Boondoggle, Inc. — Day 14
Genre: Comedy
Premise: A recent college graduate tricks a senile HR recruiter into giving him the dream job of a lifetime. But by the time he finds out just what his company does, and realizes that it's too late to either quit or come clean, he fears he may have made a Faustian bargain that he can't win.
Plot: Craig Mogford is starting to feel like the most unemployable college graduate on the planet. It's 2009, at the height of the Great Recession, almost a year since he graduated, and Craig's daily life consists of interviewing for jobs he knows he won't get.
Craig goes on possibly the worst job interview of his life for Company X. As he presents himself, the HR interviewer, a woman of advanced years who seems a little batty, is brutally unfiltered about just how under-qualified and unhirable Craig is. She all but laughs him out of her office. Craig goes to leave and is standing by the elevators, head hung low, when he suddenly realizes that he's forgotten his bag. He sheepishly heads back and sticks his head into the recruiter's office, and to his surprise, the woman stands and warmly invites him in as if they've never met. Craig sits, cautiously playing along, his mind racing to see where exactly this is going. The woman asks him all the same questions as in his first interview, except that this time Craig changes his answer to all of them, inflating himself and contradicting almost everything he said in his first interview 10 minutes ago. What the hell is going on here, he thinks to himself? Is this some sort of test? If it is, he seems to have passed. With a tepid smile, the woman offers Craig an entry level position, with a small but fair starting salary.
Craig stands by the elevators again, dumbfounded. What just happened? As the elevator doors open, he pauses as another, even more interesting thought occurs to him... Would it work again?
Craig walks back into the HR woman's office for the third time in a row. He enters with a spring in his step and all the command of a conquering hero. The woman is immediately impressed, and rushes to welcome him. This time around Craig is running the show. He names a ridiculous starting salary, absurd vacation package, and creates a title for himself, telling the woman that he will want to start hiring his staff of ten people as soon as possible. The woman enthusiastically agrees, and thanks Craig profusely for accepting the companies' offer to join them.
Thus begins Craig's hilarious adventure as an overpriced, but seemingly much respected new addition to Company X. For his team of 10, Craig alternates between hiring his other out of work buddies, and the most beautiful women he can find. Impossibly, the experiment not only continues to work but flourish, as Craig's star continues to rise within the company.
There is one mystery though that, despite his incredible fortune, starts to nag at Craig.
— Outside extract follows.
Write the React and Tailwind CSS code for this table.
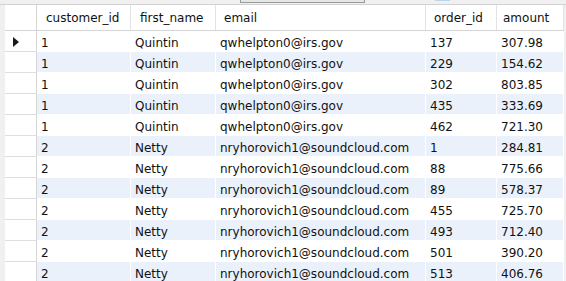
import React from "react";

const rows = [
  ["1", "Quintin", "qwhelpton0@irs.gov", "137", "307.98"],
  ["1", "Quintin", "qwhelpton0@irs.gov", "229", "154.62"],
  ["1", "Quintin", "qwhelpton0@irs.gov", "302", "803.85"],
  ["1", "Quintin", "qwhelpton0@irs.gov", "435", "333.69"],
  ["1", "Quintin", "qwhelpton0@irs.gov", "462", "721.30"],
  ["2", "Netty", "nryhorovich1@soundcloud.com", "1", "284.81"],
  ["2", "Netty", "nryhorovich1@soundcloud.com", "88", "775.66"],
  ["2", "Netty", "nryhorovich1@soundcloud.com", "89", "578.37"],
  ["2", "Netty", "nryhorovich1@soundcloud.com", "455", "725.70"],
  ["2", "Netty", "nryhorovich1@soundcloud.com", "493", "712.40"],
  ["2", "Netty", "nryhorovich1@soundcloud.com", "501", "390.20"],
  ["2", "Netty", "nryhorovich1@soundcloud.com", "513", "406.76"],
];

const widths = ["w-[94px]", "w-[85px]", "w-[210px]", "w-[71px]", "w-[67px]"];
const headers = [
  ["customer_id", "pl-[9px]"],
  ["first_name", "pl-[9px]"],
  ["email", "pl-[8px]"],
  ["order_id", "pl-[8px]"],
  ["amount", "pl-[6px]"],
];

export default function App() {
  return (
    <div className="w-[566px] h-[281px] overflow-hidden bg-[#f0f0f0] flex flex-col text-[12px] text-[#111]" style={{ fontFamily: '"DejaVu Sans", sans-serif' }}>
      {/* toolbar edge peeking in at the top */}
      <div className="h-[4px] flex items-start shrink-0">
        <div className="ml-[240px] w-[125px] h-[3px] bg-[#e6e6e6] border-x border-b border-[#9a9a9a]" />
        <div className="ml-[70px] w-[15px] h-px bg-[#bcd6ee]" />
      </div>
      <div className="h-px bg-[#d2d2d2] shrink-0" />

      <div className="flex flex-1 min-h-0">
        <div className="w-[5px] shrink-0 bg-[#f0f0f0]" />
        <div className="flex flex-col bg-white">
          {/* header */}
          <div className="flex h-[26px] shrink-0 border-b border-[#d5d5d5]">
            <div className="w-[32px] border-r border-[#d5d5d5]" />
            {headers.map(([h, pl], i) => (
              <div key={h} className={`${widths[i]} ${pl} flex items-center border-r border-[#e3e3e3] pt-px`}>
                {h}
              </div>
            ))}
          </div>
          {/* rows */}
          {rows.map((r, ri) => (
            <div key={ri} className="flex h-[21px] shrink-0">
              <div className="w-[32px] border-r border-b border-r-[#d5d5d5] border-b-[#dedede] flex items-center pl-[8px] pt-[2px]">
                {ri === 0 && (
                  <svg width="6" height="10" viewBox="0 0 6 10">
                    <path d="M0 0 L6 5 L0 10 Z" fill="#1a1a1a" />
                  </svg>
                )}
              </div>
              {r.map((c, ci) => (
                <div
                  key={ci}
                  className={`${widths[ci]} pl-[4px] pt-[4px] flex items-center border-r border-b border-white ${ri % 2 === 1 ? "bg-[#eaf1fb]" : "bg-white"}`}
                >
                  {c}
                </div>
              ))}
            </div>
          ))}
        </div>
        <div className="flex-1" />
      </div>
    </div>
  );
}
For the life of him he can't figure out just WHAT his 2,000-person company does. Is it possible that everybody here is harboring a secret like his? By the time Craig finds out the answer, he will realize that he's thrown himself and his friends in to the deep end of a whirlpool that they may not survive.
Two possible scenarios are:
1) The company is a front, and staffed completely by foreign intelligence agents. Craig is now basically a member of the FSB or similar agency, and has been helping a foreign power spy on the U.S., while also essentially extorting the foreign intelligence agency through his little charade. (In this scenario, the HR recruiter's bizarre behavior would have been explained by the fact that EVERYthing at the company is for show, and these spies don't ask questions of each other since they are assuming they shouldn't know the answers.)
2) They are a real company who provides a very unique service during international crises, (I.e. A private sector FEMA, or perhaps specialists on nuclear-disaster containment and clean-up.) Soon, some sort of international disaster occurs, and it falls to Company X to save the day, along with its recently promoted Senior Vice President of Crisis management, Craig Mogford and his crack response team. (In this scenario, the HR recruiter's bizarre behavior could have been explained by the fact that she was completely senile, or perhaps, suffering from some sort of dementia induced by many years of hazardous field-work for Company X.)